I have a hardwood garden seat, originally installed on the patio of another house. Where I live now, the backyard’s so small that this great heavy thing gets in the way, wherever you put it, unless you can move it around easily. Wheels are the obvious answer but how to attach them? Bolts aren’t feasible: flanges too big for the chair legs. I tried wire but after several complicated attempts they still came loose. My latest idea is to lash them with string strengthened with fencing staples. It doesn’t look strong, but time will tell. I’ve had better luck with other ideas. The outdoor sink (K’s brilliant suggestion, to keep my messy jobs out of the kitchen) is a boon, and remains solid, though the bricklaying isn’t pretty. My first go at building a bench, in the front yard, lasted two years. Rain got under the varnish and mortar broke loose under the columns of bricks. The design itself was good, so I’ve refurbished it with new timber, and re-mortared the bricks.

this bench didn’t survive. I made an elaborate one a few years later and wasted a great many hours and ££ on it. In 2023 I bought a simple ready-made one online

I curse my trials and errors, but how else can I move forward? I am a child of Nature, a product of Evolution which is Nature’s experimental testbed. The fit survive, the others have their fifteen minutes then disappear from sight. Ceaselessly, Nature produces new designs and lets them go. Such is life and death. Why do we beat ourselves up about it? What is it in us which seeks perfection in this world, when it develops, apparently, by throwing up random mutations, which may or may not survive?

Perfection belongs in a different realm, existing in the eye of the beholder, which throws up myriad ideas just like Nature’s process of evolution. I don’t know if you accept my first proposition above, that religion is about our longing for perfection. Or this, my second proposition: that there are more religions than people, for surely we all worship different gods, differently. But if I had to classify forms of religion, I’d distinguish seekers from finders. Seekers pursue various “shoulds”, beating themselves up as if pain leads to gain. Finders feel it’s enough to give thanks and pray for help as the need arises. To reach this conclusion, I haven’t done a theological survey, of course. I consider other people’s religion as their own sacred territory. I wouldn’t want to stray there. What I speak is merely what I find from asking my own self.

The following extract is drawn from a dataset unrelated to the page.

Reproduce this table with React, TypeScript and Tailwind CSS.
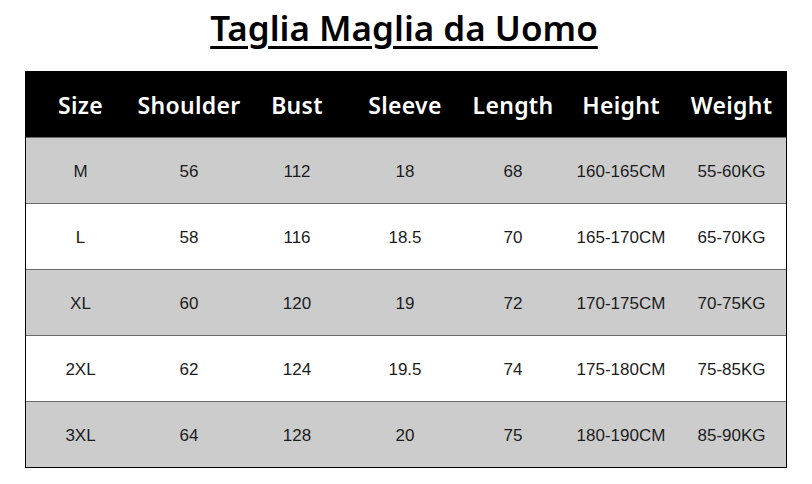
import React from "react";

const headers = ["Size", "Shoulder", "Bust", "Sleeve", "Length", "Height", "Weight"];
const rows = [
  ["M", "56", "112", "18", "68", "160-165CM", "55-60KG"],
  ["L", "58", "116", "18.5", "70", "165-170CM", "65-70KG"],
  ["XL", "60", "120", "19", "72", "170-175CM", "70-75KG"],
  ["2XL", "62", "124", "19.5", "74", "175-180CM", "75-85KG"],
  ["3XL", "64", "128", "20", "75", "180-190CM", "85-90KG"],
];

const cols = "grid grid-cols-[109px_108px_108px_108px_108px_108px_113px]";

export default function App() {
  return (
    <div className="w-[812px] h-[484px] bg-white flex flex-col items-center">
      <div className="h-[71px] flex items-start justify-center pt-[7px] pr-[4px]">
        <h1
          className="text-[35px] font-semibold text-black underline underline-offset-[5px] decoration-[3px] leading-[42px]"
          style={{ fontFamily: '"Noto Sans", "Open Sans", sans-serif' }}
        >
          Taglia Maglia da Uomo
        </h1>
      </div>
      <div className="w-[762px] border-x border-b border-black">
        <div className={`${cols} h-[66px] bg-black items-center`}>
          {headers.map((h) => (
            <div
              key={h}
              className="text-center text-white font-semibold text-[23px] tracking-[0.3px] pt-[2px]"
              style={{ fontFamily: '"Noto Sans", "Open Sans", sans-serif' }}
            >
              {h}
            </div>
          ))}
        </div>
        {rows.map((r, i) => (
          <div
            key={i}
            className={`${cols} h-[66px] items-center border-t border-[#6b6b6b] ${i % 2 === 0 ? "bg-[#cccccc]" : "bg-white"}`}
          >
            {r.map((c, j) => (
              <div
                key={j}
                className="text-center text-[17px] text-[#1c1c1c] pt-[3px]"
                style={{ fontFamily: '"Liberation Sans", Arial, sans-serif' }}
              >
                {c}
              </div>
            ))}
          </div>
        ))}
      </div>
    </div>
  );
}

So I say this sphere we call “the world” is built from trial and error: as in Nature, so in Mankind. Only by getting it wrong can we have a hope of getting it right. In any case Mankind is part of Nature. But there is also the sphere of perfection, the Divine. It comes from the same place as unicorns: our fertile imagination. That doesn’t make it any less real, any less true, any less divine, so long as you understand that different spheres have different rules for truth. In the outside world, reliable truth is underpinned by evidence. In the sphere of perfection, “Every thing possible to be believed is an image of truth”; “Everything you can imagine is real”.

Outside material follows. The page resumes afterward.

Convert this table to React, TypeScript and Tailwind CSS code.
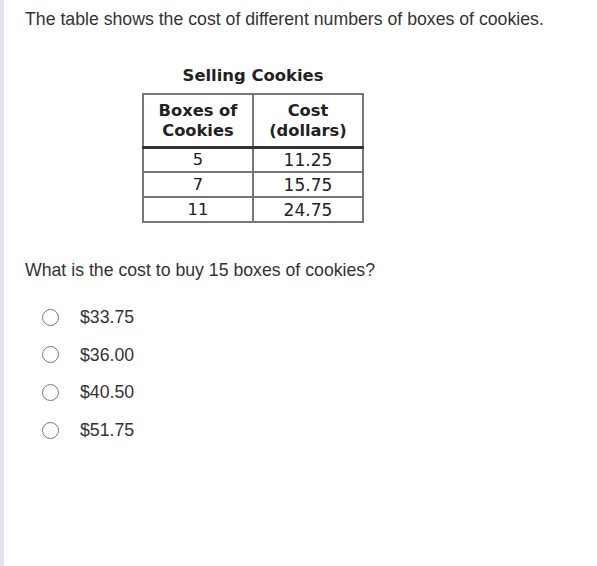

Combine the two spheres—they have never been separate, except in our minds—and you have everything.
—————–

Quotations above from (1) William Blake. (2) Pablo Picasso.

PS
Serendipitously, soon after posting the above, I caught a snatch of something on the radio, about the World Cup, and specifically England’s chances against Germany tomorrow.

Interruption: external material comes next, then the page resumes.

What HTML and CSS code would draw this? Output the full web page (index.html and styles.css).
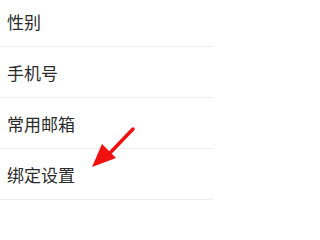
FILE: index.html
```html
<!DOCTYPE html>
<html lang="zh">
<head>
<meta charset="utf-8">
<link rel="stylesheet" href="styles.css">
</head>
<body>
<div class="list">
  <div class="row">性别</div>
  <div class="row">手机号</div>
  <div class="row">常用邮箱</div>
  <div class="row">绑定设置</div>
</div>
<svg class="arrow" width="214" height="207" viewBox="0 0 214 207">
  <line x1="133" y1="129" x2="108" y2="155" stroke="#f01010" stroke-width="3.5" stroke-linecap="round"/>
  <polygon points="92,167 102,144 116,158" fill="#f01010"/>
</svg>
</body>
</html>
```

FILE: styles.css
```css
html, body {
  margin: 0;
  padding: 0;
  background: #ffffff;
  overflow: hidden;
}
body {
  width: 214px;
  height: 207px;
  position: relative;
  font-family: "Noto Sans CJK SC", "Noto Sans", sans-serif;
}
.list {
  margin-top: -4px;
}
.row {
  height: 50px;
  border-bottom: 1px solid #efefef;
  display: flex;
  align-items: center;
  padding-left: 7px;
  font-size: 17px;
  color: #2b2b2b;
}
.arrow {
  position: absolute;
  left: 0;
  top: 0;
}
```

Thanks to the invention of WWW and search engines, I was able to track it down as a misquote of something from a play by Samuel Beckett, which should read:

“All of old. Nothing else ever. Ever tried. Ever failed. No matter. Try again. Fail again. Fail better.”

Which summarises part of my “Everything” in 18 words.

Only part though. The other part is perfection, which exists in the eye of the beholder but is real and true all the same; even when the eye sees a perfect soul in everyone and everything.